- _WHAT THIS TASK INVOLVES_:
Carry none of the pictures over; write out the complete data exactly.

- _DATASET CONTENT_:

┏━━

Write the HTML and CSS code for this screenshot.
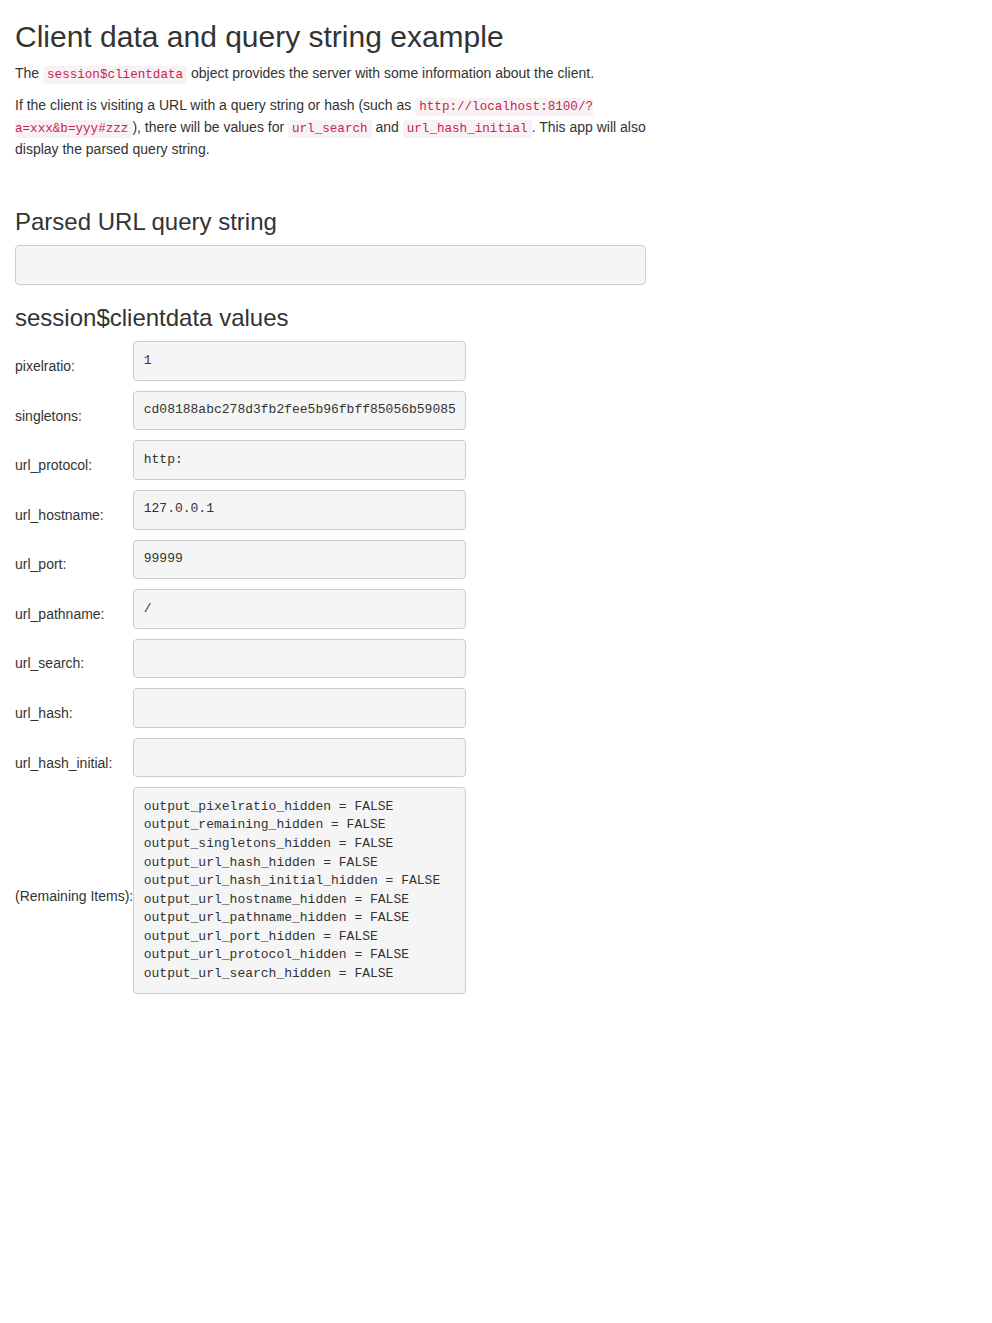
FILE: index.html
```html
<!DOCTYPE html>
<html>
<head>
<meta charset="utf-8">
<title>Client data and query string example</title>
<link rel="stylesheet" href="styles.css">
</head>
<body>
<div class="container">
  <div class="column">
    <h2 class="title">Client data and query string example</h2>
    <p>The <code>session$clientdata</code> object provides the server with some information about the client.</p>
    <p>If the client is visiting a URL with a query string or hash (such as <code>http://localhost:8100/?a=xxx&amp;b=yyy#zzz</code>), there will be values for <code>url_search</code> and <code>url_hash_initial</code>. This app will also display the parsed query string.</p>
    <br>
    <h3>Parsed URL query string</h3>
    <pre class="out"></pre>
    <h3>session$clientdata values</h3>
    <table class="values">
      <tr><td class="lbl">pixelratio:</td><td><pre class="out">1</pre></td></tr>
      <tr><td class="lbl">singletons:</td><td><pre class="out">cd08188abc278d3fb2fee5b96fbff85056b59085</pre></td></tr>
      <tr><td class="lbl">url_protocol:</td><td><pre class="out">http:</pre></td></tr>
      <tr><td class="lbl">url_hostname:</td><td><pre class="out">127.0.0.1</pre></td></tr>
      <tr><td class="lbl">url_port:</td><td><pre class="out">99999</pre></td></tr>
      <tr><td class="lbl">url_pathname:</td><td><pre class="out">/</pre></td></tr>
      <tr><td class="lbl">url_search:</td><td><pre class="out"></pre></td></tr>
      <tr><td class="lbl">url_hash:</td><td><pre class="out"></pre></td></tr>
      <tr><td class="lbl">url_hash_initial:</td><td><pre class="out"></pre></td></tr>
      <tr><td class="lbl">(Remaining Items):</td><td><pre class="out">output_pixelratio_hidden = FALSE
output_remaining_hidden = FALSE
output_singletons_hidden = FALSE
output_url_hash_hidden = FALSE
output_url_hash_initial_hidden = FALSE
output_url_hostname_hidden = FALSE
output_url_pathname_hidden = FALSE
output_url_port_hidden = FALSE
output_url_protocol_hidden = FALSE
output_url_search_hidden = FALSE</pre></td></tr>
    </table>
  </div>
</div>
</body>
</html>
```
FILE: styles.css
```css
html, body {
  margin: 0;
  padding: 0;
  background: #fff;
}
body {
  font-family: "Liberation Sans", Arial, sans-serif;
  font-size: 14px;
  line-height: 1.42857143;
  color: #333;
}
.container {
  padding: 0 15px;
}
.column {
  width: 631px;
}
h2, h3 {
  font-family: inherit;
  font-weight: 500;
  line-height: 1.1;
  color: inherit;
  margin: 20px 0 10px;
}
h2 {
  font-size: 30px;
}
h3 {
  font-size: 24px;
}
p {
  margin: 0 0 10px;
}
code, pre {
  font-family: "Liberation Mono", "Courier New", monospace;
}
code {
  padding: 2px 4px;
  font-size: 90%;
  color: #c7254e;
  background-color: #f9f2f4;
  border-radius: 4px;
}
pre.out {
  display: block;
  padding: 9.5px;
  margin: 0 0 10px;
  font-size: 13px;
  line-height: 1.42857143;
  color: #333;
  word-break: break-all;
  word-wrap: break-word;
  background-color: #f5f5f5;
  border: 1px solid #ccc;
  border-radius: 4px;
  white-space: pre;
}
pre.out:empty::before {
  content: " ";
}
table.values {
  border-collapse: collapse;
  border-spacing: 0;
}
table.values td {
  padding: 0;
  vertical-align: middle;
}
```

┗━━

- _FINAL RESULT_:
Write the HTML and CSS code for this screenshot.
FILE: index.html
```html
<!DOCTYPE html>
<html>
<head>
<meta charset="utf-8">
<title>Client data and query string example</title>
<link rel="stylesheet" href="styles.css">
</head>
<body>
<div class="container">
  <div class="column">
    <h2 class="title">Client data and query string example</h2>
    <p>The <code>session$clientdata</code> object provides the server with some information about the client.</p>
    <p>If the client is visiting a URL with a query string or hash (such as <code>http://localhost:8100/?a=xxx&amp;b=yyy#zzz</code>), there will be values for <code>url_search</code> and <code>url_hash_initial</code>. This app will also display the parsed query string.</p>
    <br>
    <h3>Parsed URL query string</h3>
    <pre class="out"></pre>
    <h3>session$clientdata values</h3>
    <table class="values">
      <tr><td class="lbl">pixelratio:</td><td><pre class="out">1</pre></td></tr>
      <tr><td class="lbl">singletons:</td><td><pre class="out">cd08188abc278d3fb2fee5b96fbff85056b59085</pre></td></tr>
      <tr><td class="lbl">url_protocol:</td><td><pre class="out">http:</pre></td></tr>
      <tr><td class="lbl">url_hostname:</td><td><pre class="out">127.0.0.1</pre></td></tr>
      <tr><td class="lbl">url_port:</td><td><pre class="out">99999</pre></td></tr>
      <tr><td class="lbl">url_pathname:</td><td><pre class="out">/</pre></td></tr>
      <tr><td class="lbl">url_search:</td><td><pre class="out"></pre></td></tr>
      <tr><td class="lbl">url_hash:</td><td><pre class="out"></pre></td></tr>
      <tr><td class="lbl">url_hash_initial:</td><td><pre class="out"></pre></td></tr>
      <tr><td class="lbl">(Remaining Items):</td><td><pre class="out">output_pixelratio_hidden = FALSE
output_remaining_hidden = FALSE
output_singletons_hidden = FALSE
output_url_hash_hidden = FALSE
output_url_hash_initial_hidden = FALSE
output_url_hostname_hidden = FALSE
output_url_pathname_hidden = FALSE
output_url_port_hidden = FALSE
output_url_protocol_hidden = FALSE
output_url_search_hidden = FALSE</pre></td></tr>
    </table>
  </div>
</div>
</body>
</html>
```
FILE: styles.css
```css
html, body {
  margin: 0;
  padding: 0;
  background: #fff;
}
body {
  font-family: "Liberation Sans", Arial, sans-serif;
  font-size: 14px;
  line-height: 1.42857143;
  color: #333;
}
.container {
  padding: 0 15px;
}
.column {
  width: 631px;
}
h2, h3 {
  font-family: inherit;
  font-weight: 500;
  line-height: 1.1;
  color: inherit;
  margin: 20px 0 10px;
}
h2 {
  font-size: 30px;
}
h3 {
  font-size: 24px;
}
p {
  margin: 0 0 10px;
}
code, pre {
  font-family: "Liberation Mono", "Courier New", monospace;
}
code {
  padding: 2px 4px;
  font-size: 90%;
  color: #c7254e;
  background-color: #f9f2f4;
  border-radius: 4px;
}
pre.out {
  display: block;
  padding: 9.5px;
  margin: 0 0 10px;
  font-size: 13px;
  line-height: 1.42857143;
  color: #333;
  word-break: break-all;
  word-wrap: break-word;
  background-color: #f5f5f5;
  border: 1px solid #ccc;
  border-radius: 4px;
  white-space: pre;
}
pre.out:empty::before {
  content: " ";
}
table.values {
  border-collapse: collapse;
  border-spacing: 0;
}
table.values td {
  padding: 0;
  vertical-align: middle;
}
```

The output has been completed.